這樣的好日子總是不長,終於有一天,爸爸要走了。第二天哥哥又走了,再過一天,一個姐姐也要離開了。我一天天傷感起來。等到最後一個哥哥或姐姐離開家,我總是忍不住放聲大哭,長大了也躲著偷偷掉淚。心裏隻好盼著明年的春節,盼著這樣熱鬧幸福的時光再來。

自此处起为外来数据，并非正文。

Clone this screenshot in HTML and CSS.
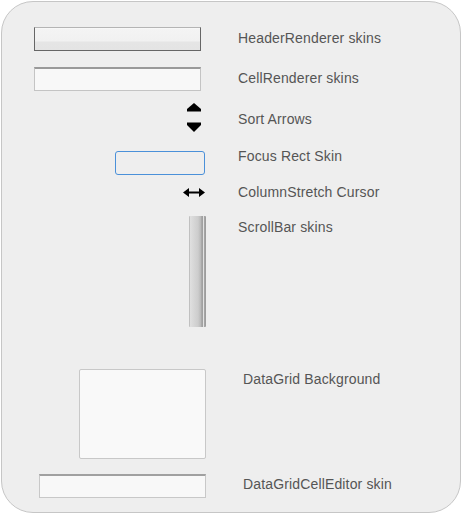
FILE: index.html
```html
<!DOCTYPE html>
<html>
<head>
<meta charset="utf-8">
<link rel="stylesheet" href="styles.css">
</head>
<body>
<div class="panel">
  <div class="row row-header">
    <div class="skin"><div class="header-skin"></div></div>
    <div class="label">HeaderRenderer skins</div>
  </div>
  <div class="row row-cell">
    <div class="skin"><div class="cell-skin"></div></div>
    <div class="label">CellRenderer skins</div>
  </div>
  <div class="row row-sort">
    <div class="skin">
      <svg class="sort-arrows" width="16" height="29" viewBox="0 0 16 29">
        <polygon points="8,0 15,6 15,8.5 1,8.5 1,6" fill="#000"/>
        <polygon points="1,19.5 15,19.5 15,22 8,29 1,22" fill="#000"/>
      </svg>
    </div>
    <div class="label label-sort">Sort Arrows</div>
  </div>
  <div class="row row-focus">
    <div class="skin"><div class="focus-skin"></div></div>
    <div class="label label-focus">Focus Rect Skin</div>
  </div>
  <div class="row row-stretch">
    <div class="skin">
      <svg class="stretch-cursor" width="22" height="9" viewBox="0 0 22 9">
        <polygon points="0,4.5 6,0 6,3.5 16,3.5 16,0 22,4.5 16,9 16,5.5 6,5.5 6,9" fill="#000"/>
      </svg>
    </div>
    <div class="label label-stretch">ColumnStretch Cursor</div>
  </div>
  <div class="row row-scroll">
    <div class="skin"><div class="scroll-skin"></div></div>
    <div class="label label-scroll">ScrollBar skins</div>
  </div>
  <div class="row row-bg">
    <div class="skin"><div class="bg-skin"></div></div>
    <div class="label label-wide">DataGrid Background</div>
  </div>
  <div class="row row-editor">
    <div class="skin"><div class="editor-skin"></div></div>
    <div class="label label-wide">DataGridCellEditor skin</div>
  </div>
</div>
</body>
</html>
```
FILE: styles.css
```css
html, body {
  margin: 0;
  padding: 0;
  background: #ffffff;
}
body {
  font-family: "Liberation Sans", Arial, sans-serif;
}
.panel {
  box-sizing: border-box;
  margin: 1px 0 0 1px;
  width: 460px;
  height: 512px;
  border: 1px solid #c6c6c6;
  border-radius: 32px;
  background: #eeeeee;
  padding-top: 25px;
  display: flex;
  flex-direction: column;
}
.row {
  display: flex;
  align-items: flex-start;
}
.skin {
  width: 204px;
  flex: none;
  display: flex;
  justify-content: flex-end;
}
.label {
  margin-left: 32px;
  margin-top: 3px;
  font-size: 14px;
  line-height: 16px;
  letter-spacing: 0.15px;
  color: #555555;
  white-space: nowrap;
}
.label-wide {
  margin-left: 37px;
  margin-top: 2px;
}

/* Header renderer */
.header-skin {
  box-sizing: border-box;
  width: 167px;
  height: 24px;
  margin-right: 5px;
  border: 1px solid #666666;
  border-top-color: #b4b4b4;
  background: linear-gradient(to bottom, #fbfbfb 0, #f4f4f4 1px, #f1f1f1 13px, #e5e5e5 14px, #e4e4e4 100%);
}

/* Cell renderer */
.row-cell { margin-top: 16px; }
.cell-skin {
  box-sizing: border-box;
  width: 167px;
  height: 24px;
  margin-right: 5px;
  border: 1px solid #c4c4c4;
  border-top: 2px solid #999999;
  background: #f8f8f8;
}

/* Sort arrows */
.row-sort { margin-top: 12px; }
.sort-arrows {
  display: block;
  margin-right: 4px;
}
.label-sort { margin-top: 8px; }

/* Focus rect */
.row-focus { margin-top: 15px; }
.focus-skin {
  box-sizing: border-box;
  width: 90px;
  height: 24px;
  margin-top: 4px;
  margin-right: 1px;
  border: 1px solid #4a90d9;
  border-radius: 3px;
}
.label-focus { margin-top: 1px; }

/* Column stretch cursor */
.row-stretch { margin-top: 9px; }
.stretch-cursor {
  display: block;
  margin-top: 4px;
  margin-right: 1px;
}
.label-stretch { margin-top: 0; }

/* Scrollbar */
.row-scroll { margin-top: 16px; }
.scroll-skin {
  width: 17px;
  height: 111px;
  border-radius: 1px;
  background: linear-gradient(to right,
    #c0c0c0 0, #c0c0c0 1px,
    #e0e0e0 1px, #d6d6d6 5px, #cdcdcd 9px, #b8b8b8 12px,
    #9a9a9a 13px, #a6a6a6 14px,
    #e2e2e2 14px, #e2e2e2 15px,
    #a9a9a9 15px, #999999 17px);
}
.label-scroll { margin-top: 3px; }

/* DataGrid background */
.row-bg { margin-top: 42px; }
.bg-skin {
  box-sizing: border-box;
  width: 127px;
  height: 90px;
  border: 1px solid #c8c8c8;
  border-radius: 2px;
  background: #f9f9f9;
}

/* Cell editor */
.row-editor { margin-top: 15px; }
.editor-skin {
  box-sizing: border-box;
  width: 167px;
  height: 24px;
  border: 1px solid #c8c8c8;
  border-top: 2px solid #a0a0a0;
  background: #f8f8f8;
}
```
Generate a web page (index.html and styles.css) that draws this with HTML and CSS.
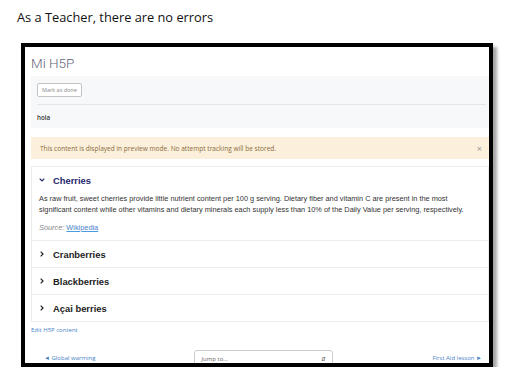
FILE: index.html
```html
<!DOCTYPE html>
<html lang="en">
<head>
    <meta charset="UTF-8">
    <meta name="viewport" content="width=device-width, initial-scale=1.0">
    <title>Mi H5P</title>
    <link rel="stylesheet" href="styles.css">
</head>
<body>

    <p class="caption">As a Teacher, there are no errors</p>

    <div class="frame">
        <div class="page">
            <h1 class="page-title">Mi H5P</h1>

            <div class="activity-header">
                <button class="btn-done">Mark as done</button>
                <div class="activity-desc">hola</div>
            </div>

            <div class="alert">
                <span>This content is displayed in preview mode. No attempt tracking will be stored.</span>
                <span class="alert-close">&times;</span>
            </div>

            <div class="h5p-box">
                <div class="acc-item open">
                    <div class="acc-head">
                        <svg class="chev" width="6" height="4" viewBox="0 0 6 4"><path d="M0.7 0.7 L3 3 L5.3 0.7" fill="none" stroke="currentColor" stroke-width="1.2"/></svg>
                        <span class="acc-title">Cherries</span>
                    </div>
                    <div class="acc-body">
                        <p>As raw fruit, sweet cherries provide little nutrient content per 100 g serving. Dietary fiber and vitamin C are present in the most significant content while other vitamins and dietary minerals each supply less than 10% of the Daily Value per serving, respectively.</p>
                        <p class="source"><em>Source:</em> <a href="#">Wikipedia</a></p>
                    </div>
                </div>
                <div class="acc-item">
                    <div class="acc-head">
                        <svg class="chev" width="6" height="6" viewBox="0 0 6 6"><path d="M1.7 0.7 L4 3 L1.7 5.3" fill="none" stroke="currentColor" stroke-width="1.2"/></svg>
                        <span class="acc-title">Cranberries</span>
                    </div>
                </div>
                <div class="acc-item">
                    <div class="acc-head">
                        <svg class="chev" width="6" height="6" viewBox="0 0 6 6"><path d="M1.7 0.7 L4 3 L1.7 5.3" fill="none" stroke="currentColor" stroke-width="1.2"/></svg>
                        <span class="acc-title">Blackberries</span>
                    </div>
                </div>
                <div class="acc-item">
                    <div class="acc-head">
                        <svg class="chev" width="6" height="6" viewBox="0 0 6 6"><path d="M1.7 0.7 L4 3 L1.7 5.3" fill="none" stroke="currentColor" stroke-width="1.2"/></svg>
                        <span class="acc-title">Açai berries</span>
                    </div>
                </div>
            </div>

            <a class="edit-link" href="#">Edit H5P content</a>

            <div class="activity-nav">
                <a href="#">&#9668; Global warming</a>
                <div class="jump">
                    <span>Jump to...</span>
                    <span class="jump-arrows">&#8693;</span>
                </div>
                <a href="#">First Aid lesson &#9658;</a>
            </div>
        </div>
    </div>

</body>
</html>
```

FILE: styles.css
```css
body {
    margin: 0;
    background-color: #fff;
    font-family: "Open Sans", "Liberation Sans", sans-serif;
}

.caption {
    margin: 0;
    padding: 9px 0 0 17px;
    font-size: 12.8px;
    line-height: 16px;
    color: #111;
}

.frame {
    margin: 18px 0 0 21px;
    width: 464px;
    height: 316px;
    border: 4px solid #000;
    box-shadow: 4px 4px 3px rgba(0, 0, 0, 0.35);
    overflow: hidden;
    background-color: #fff;
}

.page {
    padding-left: 6px;
}

.page-title {
    margin: 8px 0 5px;
    font-family: Roboto, "Open Sans", sans-serif;
    font-weight: 300;
    font-size: 13.5px;
    line-height: 16px;
    color: #67657a;
}

/* activity header */
.activity-header {
    background-color: #f7f8fa;
    padding: 7px 3px 5px 6px;
}

.btn-done {
    display: block;
    height: 14px;
    padding: 0 4px;
    margin-bottom: 7px;
    border: 1px solid #c4c4c4;
    border-radius: 2px;
    background-color: #fff;
    font-family: "Open Sans", sans-serif;
    font-size: 5.5px;
    color: #888;
}

.activity-desc {
    border-top: 1px solid #e4e5e8;
    padding-top: 8px;
    font-size: 6.3px;
    line-height: 10px;
    font-weight: 600;
    color: #333;
}

/* preview alert */
.alert {
    margin-top: 9px;
    height: 22px;
    padding: 0 7px 0 9px;
    background-color: #fcefdc;
    display: flex;
    justify-content: space-between;
    align-items: center;
    font-size: 6.55px;
    color: #8a6d3b;
}

.alert-close {
    font-size: 9px;
    color: #999;
}

/* H5P accordion */
.h5p-box {
    margin-top: 7px;
    border: 1px solid #ececec;
    font-family: "Liberation Sans", Arial, sans-serif;
}

.acc-item + .acc-item {
    border-top: 1px solid #ececec;
}

.acc-head {
    height: 26px;
    display: flex;
    align-items: center;
    padding-left: 7px;
    color: #222;
}

.acc-item.open .acc-head {
    color: #25256b;
}

.chev {
    width: 6px;
    margin-right: 8px;
}

.acc-title {
    font-size: 9.4px;
    font-weight: bold;
}

.acc-body {
    padding: 0 12px 7px 7px;
    font-size: 7.35px;
    line-height: 11px;
    color: #333;
}

.acc-body p {
    margin: 0;
}

.acc-body .source {
    margin-top: 7px;
    color: #888;
}

.acc-body .source a {
    color: #4a82c8;
    text-decoration: underline;
    text-decoration-color: #4a9ae0;
}

.edit-link {
    display: block;
    margin-top: 3px;
    font-size: 6px;
    line-height: 10px;
    color: #4a82c8;
    text-decoration: none;
}

/* bottom navigation */
.activity-nav {
    margin-top: 15px;
    padding: 0 7px 0 13px;
    display: flex;
    justify-content: space-between;
    align-items: flex-start;
    font-size: 6px;
}

.activity-nav a {
    margin-top: 3px;
    line-height: 10px;
    color: #4a82c8;
    text-decoration: none;
}

.jump {
    width: 125px;
    height: 20px;
    padding: 3px 6px 0 6px;
    border: 1px solid #ccc;
    border-radius: 3px;
    display: flex;
    justify-content: space-between;
    line-height: 10px;
    color: #666;
}

.jump-arrows {
    font-size: 6px;
    color: #555;
}
```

後來哥哥姐姐終於回了城, 爸爸有一天也退休回到了老家,我自己卻遠走高飛, 離家很遠去上大學,畢業後去了更遠的地方工作。每年過年成了我心中另一種期盼。我就像現在返鄉心切的民工早早就買好火車票,扛著大包小包,擠火車,擠汽車,隻為回到魂牽夢繞的家鄉,見到日夜思念的親人。奶奶在我大學三年級時已去世。再也看不到她坐在家門口迎接我的身影。哥哥姐姐侄兒侄女們會早早地等候在家鄉的小站。媽媽準備的年貨越來越豐富,吃年飯,放鞭炮,守歲的習俗一如既往。隻是我不再跟在哥哥姐姐身後,而是一群侄兒侄女跟著我嬉戲。每次離家時總是依依不舍,心裏又盼著明年的春節。

再後來,飄洋過海來到了美國,離家越來越遠。十幾年都沒有機會回家過年。過年對我隻能是一種遙遠的思念。雖然媽媽和哥哥也在美國,但也難得在中國年的時候聚在一起。朋友們在一起也會開個party慶祝一下,但好像總是缺少一種氣氛。每年打電話向國內的親人拜年,都要問,年飯吃了什麽?放鞭炮了嗎?誰來拜年了?我知道,我心中的過年永遠停留在家鄉那條長長的石板街道和那棟古老的房子裏。門柱上的臘肉,媽媽做的麻糖,那香味總在每年的這個時候飄進我的心裏;老房子裏的歡聲笑語,街道上的煙花碎末,構成了我對過年難以磨滅的記憶。